> [Exercise brief]
Copy all of the material word for word, except for the pictures.

> [Collected data]
::::

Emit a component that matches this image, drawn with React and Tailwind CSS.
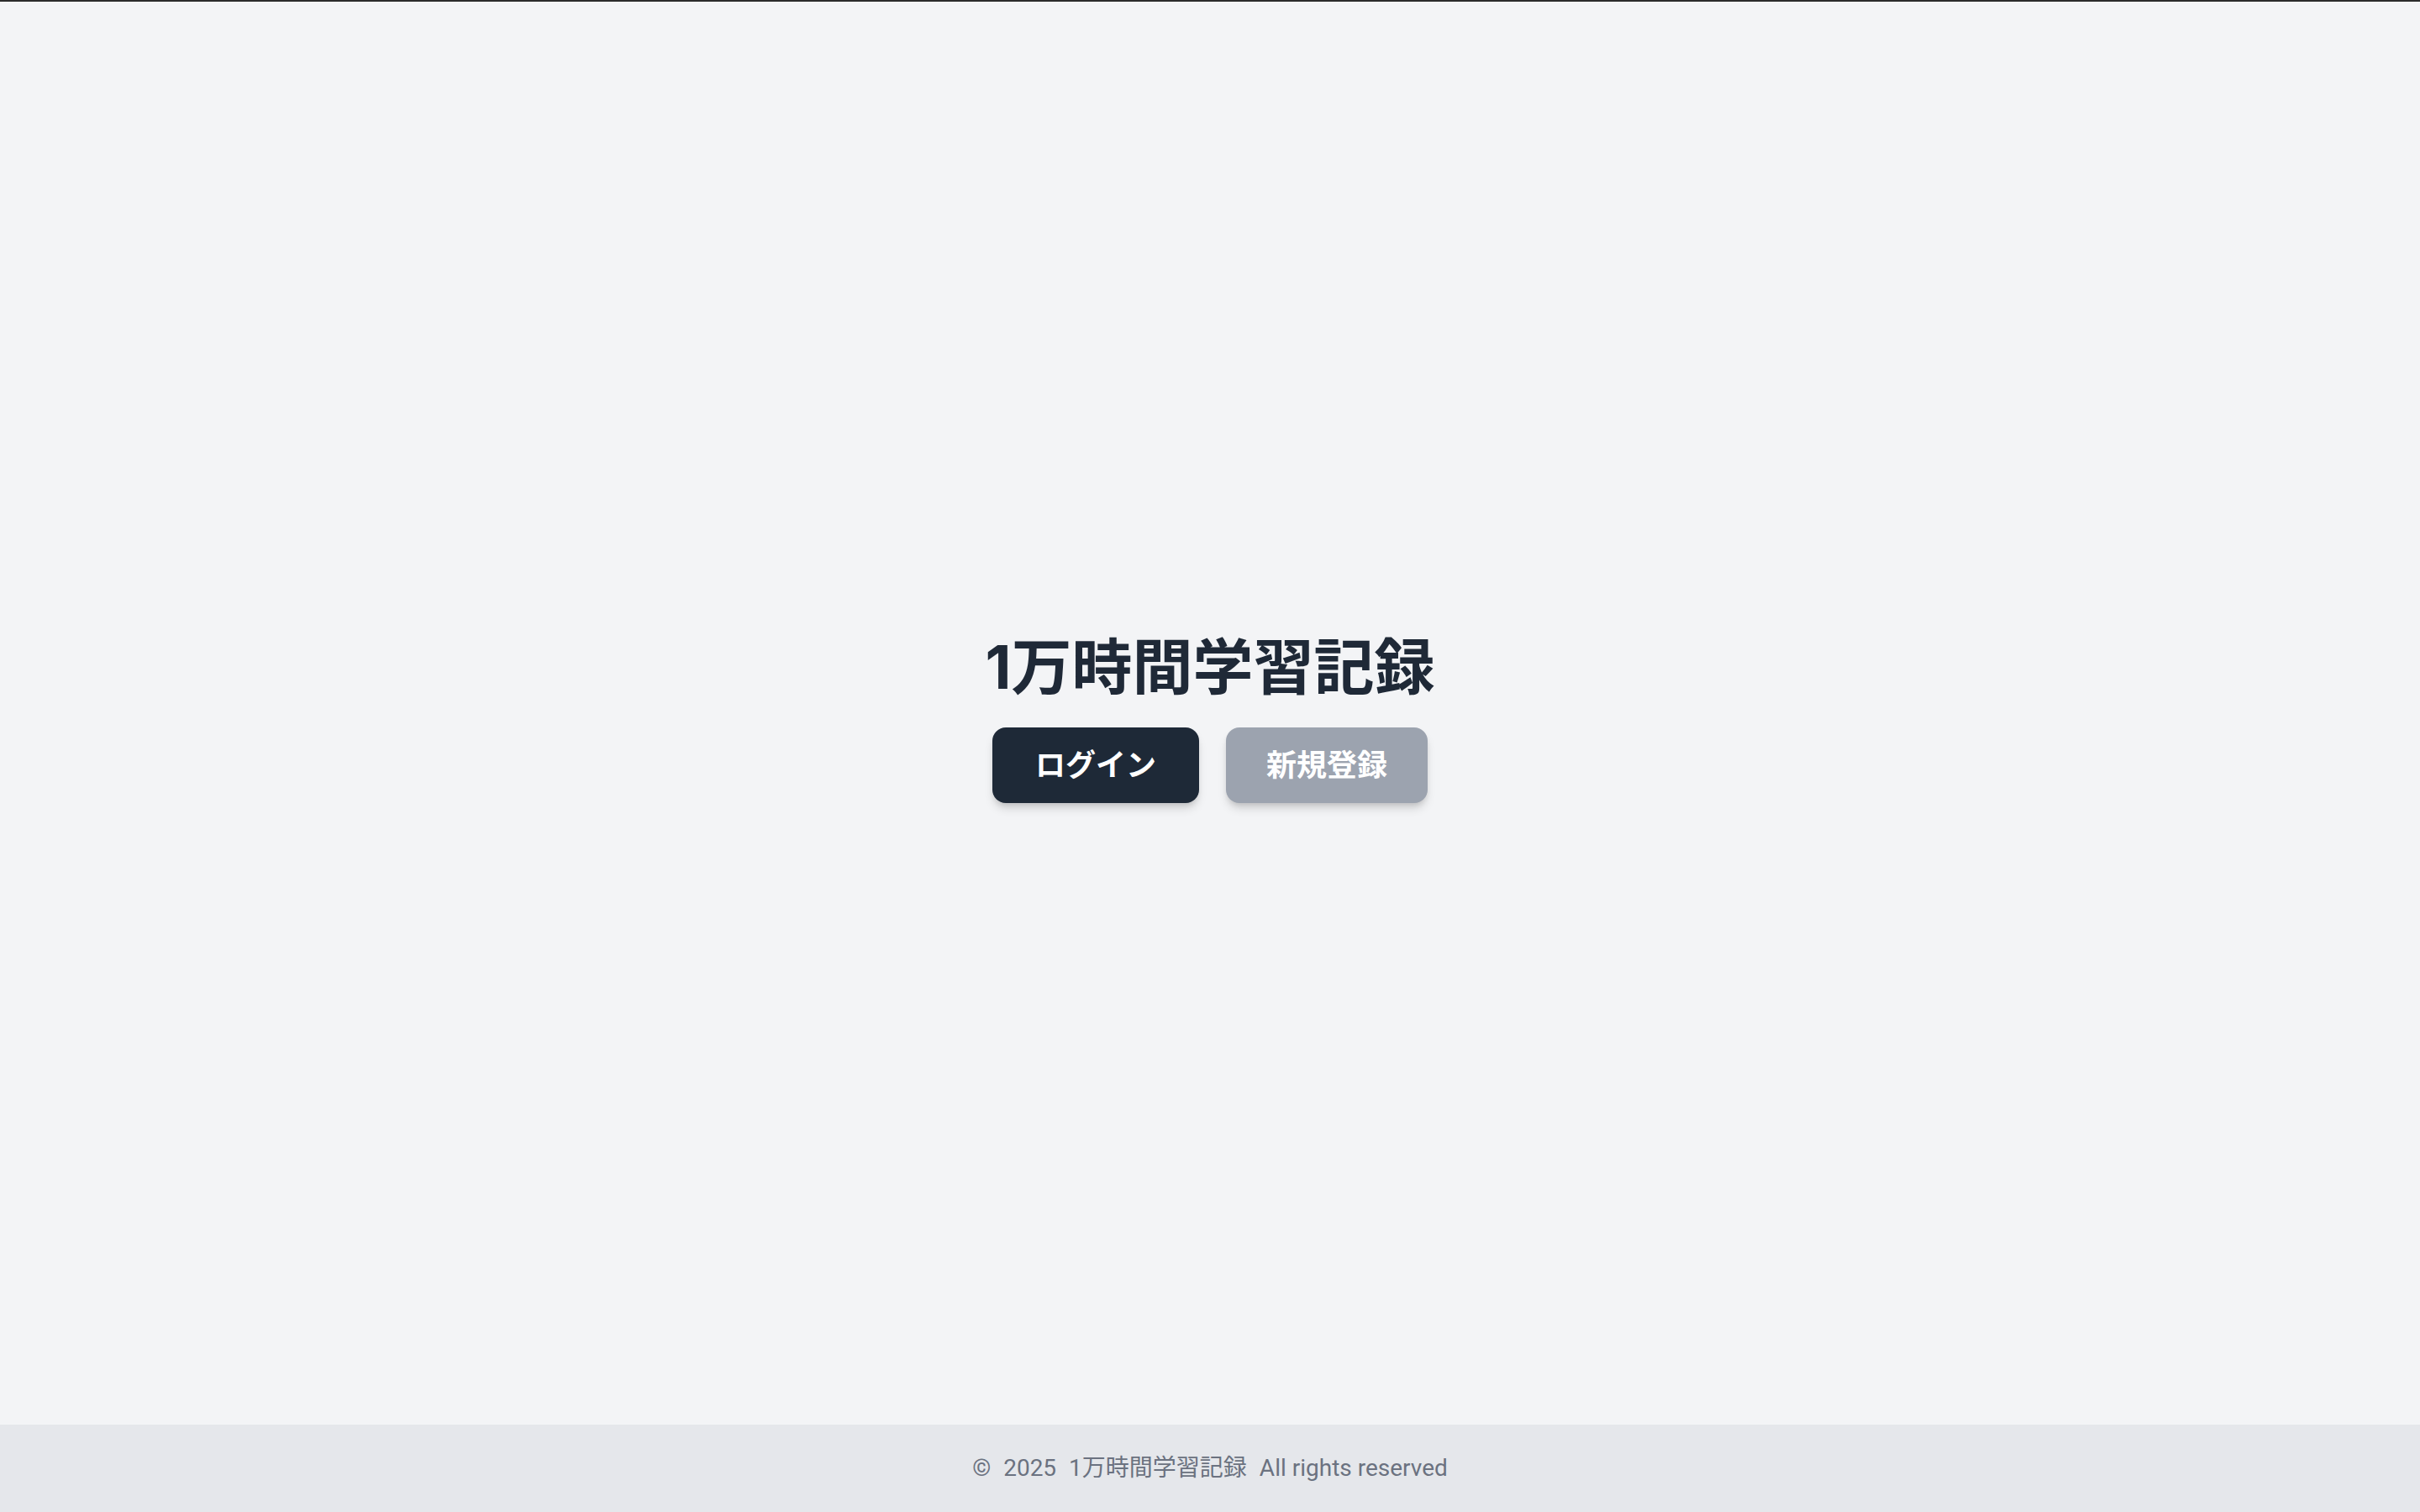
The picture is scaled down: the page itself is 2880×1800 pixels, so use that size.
export default function App() {
  const font = { fontFamily: 'Inter, "Noto Sans CJK JP", "Noto Sans", sans-serif' };
  const footFont = { fontFamily: 'Roboto, "Noto Sans CJK JP", "Noto Sans", sans-serif' };
  return (
    <div className="min-h-screen flex flex-col bg-[#f3f4f6]" style={font}>
      <div className="h-[2px] bg-[#2b2b2b]" />
      <main className="flex-1 flex flex-col items-center justify-center pt-[12px]">
        <h1 className="text-[72px] leading-[80px] font-bold text-[#1f2937] mb-[32px]">1万時間学習記録</h1>
        <div className="flex gap-[32px]">
          <button className="w-[246px] py-[17px] rounded-[16px] bg-[#1e2937] text-white text-[36px] leading-[56px] font-bold shadow-[0_8px_12px_-2px_rgba(0,0,0,0.15),0_4px_6px_-2px_rgba(0,0,0,0.1)]">
            ログイン
          </button>
          <button className="w-[240px] py-[17px] rounded-[16px] bg-[#9ca3af] text-white text-[36px] leading-[56px] font-bold shadow-[0_8px_12px_-2px_rgba(0,0,0,0.15),0_4px_6px_-2px_rgba(0,0,0,0.1)]">
            新規登録
          </button>
        </div>
      </main>
      <footer className="bg-[#e5e7eb] h-[104px] flex items-center justify-center" style={footFont}>
        <p className="text-[28px] leading-[40px] text-[#6b7280] flex gap-[15px]">
          <span>©</span>
          <span>2025</span>
          <span>1万時間学習記録</span>
          <span>All rights reserved</span>
        </p>
      </footer>
    </div>
  );
}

::::

> [Answer to this task]
Emit a component that matches this image, drawn with React and Tailwind CSS.
The picture is scaled down: the page itself is 2880×1800 pixels, so use that size.
export default function App() {
  const font = { fontFamily: 'Inter, "Noto Sans CJK JP", "Noto Sans", sans-serif' };
  const footFont = { fontFamily: 'Roboto, "Noto Sans CJK JP", "Noto Sans", sans-serif' };
  return (
    <div className="min-h-screen flex flex-col bg-[#f3f4f6]" style={font}>
      <div className="h-[2px] bg-[#2b2b2b]" />
      <main className="flex-1 flex flex-col items-center justify-center pt-[12px]">
        <h1 className="text-[72px] leading-[80px] font-bold text-[#1f2937] mb-[32px]">1万時間学習記録</h1>
        <div className="flex gap-[32px]">
          <button className="w-[246px] py-[17px] rounded-[16px] bg-[#1e2937] text-white text-[36px] leading-[56px] font-bold shadow-[0_8px_12px_-2px_rgba(0,0,0,0.15),0_4px_6px_-2px_rgba(0,0,0,0.1)]">
            ログイン
          </button>
          <button className="w-[240px] py-[17px] rounded-[16px] bg-[#9ca3af] text-white text-[36px] leading-[56px] font-bold shadow-[0_8px_12px_-2px_rgba(0,0,0,0.15),0_4px_6px_-2px_rgba(0,0,0,0.1)]">
            新規登録
          </button>
        </div>
      </main>
      <footer className="bg-[#e5e7eb] h-[104px] flex items-center justify-center" style={footFont}>
        <p className="text-[28px] leading-[40px] text-[#6b7280] flex gap-[15px]">
          <span>©</span>
          <span>2025</span>
          <span>1万時間学習記録</span>
          <span>All rights reserved</span>
        </p>
      </footer>
    </div>
  );
}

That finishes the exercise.